▸ **Problem to solve**:
Keep only the lines of the data below that contain "this", and copy them.

------ Record extracts

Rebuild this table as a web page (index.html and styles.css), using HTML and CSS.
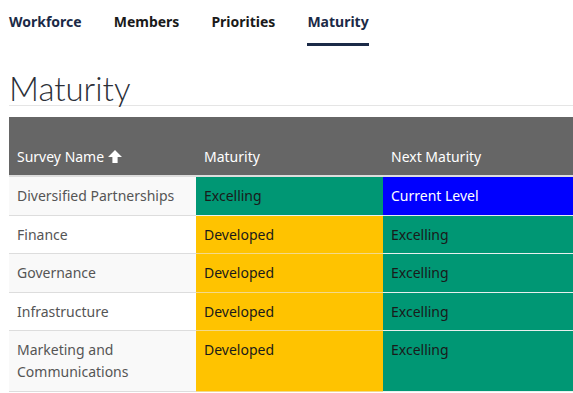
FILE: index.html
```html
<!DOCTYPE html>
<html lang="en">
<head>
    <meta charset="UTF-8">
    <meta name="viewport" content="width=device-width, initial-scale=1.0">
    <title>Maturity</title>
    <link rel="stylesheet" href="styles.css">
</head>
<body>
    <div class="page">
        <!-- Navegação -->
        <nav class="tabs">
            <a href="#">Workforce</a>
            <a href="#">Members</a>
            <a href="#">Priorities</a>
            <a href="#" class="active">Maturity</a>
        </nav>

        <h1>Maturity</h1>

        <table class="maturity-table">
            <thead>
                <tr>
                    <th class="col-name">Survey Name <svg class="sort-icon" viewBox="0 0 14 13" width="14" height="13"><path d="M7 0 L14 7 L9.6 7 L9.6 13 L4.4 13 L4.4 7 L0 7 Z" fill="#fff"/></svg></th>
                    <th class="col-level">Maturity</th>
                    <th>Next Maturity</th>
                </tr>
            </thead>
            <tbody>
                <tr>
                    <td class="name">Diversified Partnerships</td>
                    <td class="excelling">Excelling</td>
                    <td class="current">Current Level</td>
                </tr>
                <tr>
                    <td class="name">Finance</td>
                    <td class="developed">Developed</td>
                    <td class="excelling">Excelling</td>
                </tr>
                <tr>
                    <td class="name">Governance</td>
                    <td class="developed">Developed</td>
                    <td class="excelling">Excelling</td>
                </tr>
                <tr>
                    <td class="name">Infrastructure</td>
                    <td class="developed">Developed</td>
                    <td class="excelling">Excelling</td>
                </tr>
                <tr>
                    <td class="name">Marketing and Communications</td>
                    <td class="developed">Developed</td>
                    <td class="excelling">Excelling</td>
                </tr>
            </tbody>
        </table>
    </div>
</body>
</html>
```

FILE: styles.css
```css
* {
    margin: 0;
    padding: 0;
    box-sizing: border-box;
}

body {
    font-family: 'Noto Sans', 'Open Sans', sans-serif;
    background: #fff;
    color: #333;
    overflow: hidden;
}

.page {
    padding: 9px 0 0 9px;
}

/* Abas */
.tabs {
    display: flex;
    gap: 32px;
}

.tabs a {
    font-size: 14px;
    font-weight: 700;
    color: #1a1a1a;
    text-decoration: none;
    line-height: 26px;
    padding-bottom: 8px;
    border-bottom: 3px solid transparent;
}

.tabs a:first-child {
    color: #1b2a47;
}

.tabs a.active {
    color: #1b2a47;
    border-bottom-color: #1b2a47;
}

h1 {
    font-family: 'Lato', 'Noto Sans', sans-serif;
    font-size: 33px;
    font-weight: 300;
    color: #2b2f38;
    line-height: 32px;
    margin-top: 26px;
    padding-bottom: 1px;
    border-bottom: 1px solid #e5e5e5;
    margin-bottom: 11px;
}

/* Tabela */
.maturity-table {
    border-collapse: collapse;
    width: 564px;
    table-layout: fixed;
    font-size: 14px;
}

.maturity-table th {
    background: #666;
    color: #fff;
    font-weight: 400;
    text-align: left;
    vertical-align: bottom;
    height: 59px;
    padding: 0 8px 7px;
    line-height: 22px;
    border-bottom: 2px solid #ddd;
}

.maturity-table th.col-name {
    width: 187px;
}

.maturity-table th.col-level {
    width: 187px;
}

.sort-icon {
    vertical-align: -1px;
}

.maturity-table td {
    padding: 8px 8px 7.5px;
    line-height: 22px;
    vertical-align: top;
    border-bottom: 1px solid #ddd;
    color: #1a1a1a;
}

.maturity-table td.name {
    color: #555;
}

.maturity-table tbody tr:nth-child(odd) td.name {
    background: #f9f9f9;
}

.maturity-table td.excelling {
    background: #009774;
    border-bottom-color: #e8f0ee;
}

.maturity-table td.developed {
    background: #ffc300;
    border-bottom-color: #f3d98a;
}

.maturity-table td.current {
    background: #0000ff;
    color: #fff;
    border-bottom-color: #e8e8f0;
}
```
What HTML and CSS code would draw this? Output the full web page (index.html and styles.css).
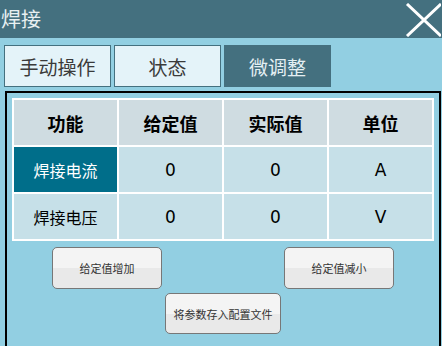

------------

▸ **Expected answer**:
Rebuild this table as a web page (index.html and styles.css), using HTML and CSS.
What HTML and CSS code would draw this? Output the full web page (index.html and styles.css).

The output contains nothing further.